Satire


Audiences—The Sleepers


Embarrassing enough as it is to doze off during a concert, it is worse when one is recognized, as was Horace Greeley at a Rubinstein concert. The famous editor was a presidential candidate in 1872 running against the unbeatable incumbent Ulysses S. Grant. He was undoubtedly exhausted by the presidential campaign ("I was assailed so bitterly that I hardly knew whether I was running for the presidency or the penitentiary," he recalled before his death later that year), and Rubinstein's playing "transported him to the land of dreams," as a music journal reported. "At first he began to nod . . . and in spite of the suggestive nudges and pinches of his two daughters, who graced his presence on either hand, and the telegraphic despatches that arrived from time to time, and were thrust into his listless hand, he succumbed to the omnipotent strains of Rubinstein. . . . In his ecstatic trance his audible breathing was a comforting assurance to the myriads who look to him to save the country that he still lived."

A few months later an elaborate spoof on slumbering concertgoers appeared in the New York Weekly Review under the title "Nature's Sweet Restorer," making it clear that Greeley was not alone in his misery.

At nearly every concert where the better class of music is performed you may see somebody asleep. . . . The oratorio, the Thomas Symphony concerts, the Rubinstein concerts, all are attended with great regularity by faithful slumberers. . . .

The fact is that music—especially instrumental music—does have a somnolent effect.
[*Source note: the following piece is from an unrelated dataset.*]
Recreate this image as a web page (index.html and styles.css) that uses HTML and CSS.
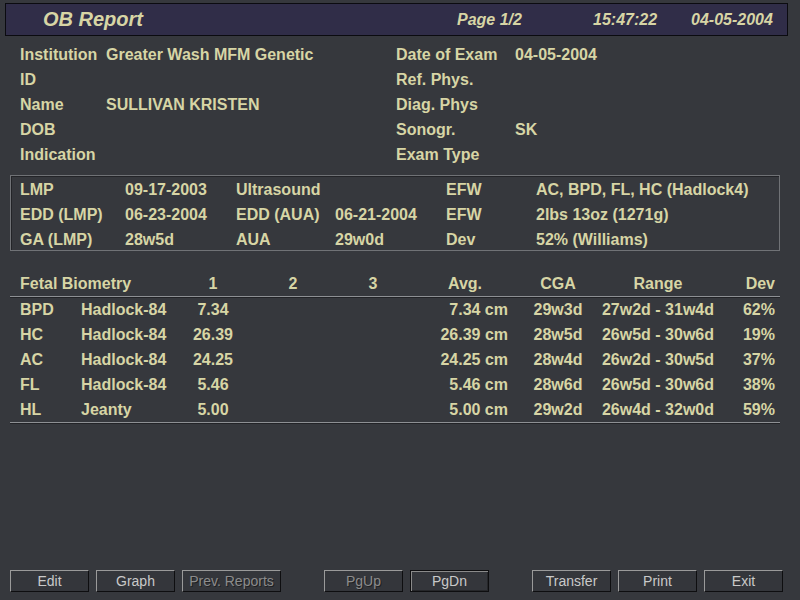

The performer, kept awake by his active participation in it, does not comprehend the sufferings of his listeners and is apt to attribute to stupidity what is generally the result of heat and foul air. . . .

There is something, after all, very delightful in going to sleep at a concert. But for the sense of guilt which the sleeper feels at first, it would be perfect bliss. How easily the eyes close! How gently the head falls back! How pleasantly the wandering thoughts compose themselves to oblivion! How charmingly the droning of the violins soothes and calms the senses!

But then there is the awful shame of waking up! There is the fall backward or forward, the dazed opening of the eyes, the furtive glance cast about to see if you are observed, the spasmodic burst of applause to show that you have after all enjoyed "that lovely passage" exceedingly . . .

Then there are five minutes of keen critical attention, a falling off in interest, a closing of eyes, a blissful blank, and you are awakened to a sound of applause, and vacantly stare at the conductor bowing his thanks, and have an awful consciousness that something is wrong—that you have been asleep again!

The writer then suggested that the "sleepy folks who go to concerts" should form a secret society and give a "Slumber Concert," where it would be proper etiquette to go to sleep and any person planning to stay awake should be excluded. At the end of the concert and a "refreshing slumber," the audience would "congratulate itself, and after mutually remarking, ‘What a delightful nap we have had!' would disperse in a sweet and amiable frame of mind."

 
Greeley anecdote in Dexter Smith's 2 (December 1872): 281; New York Weekly Review reprinted in Dwight's Journal of Music 33 (19 April 1873): 5.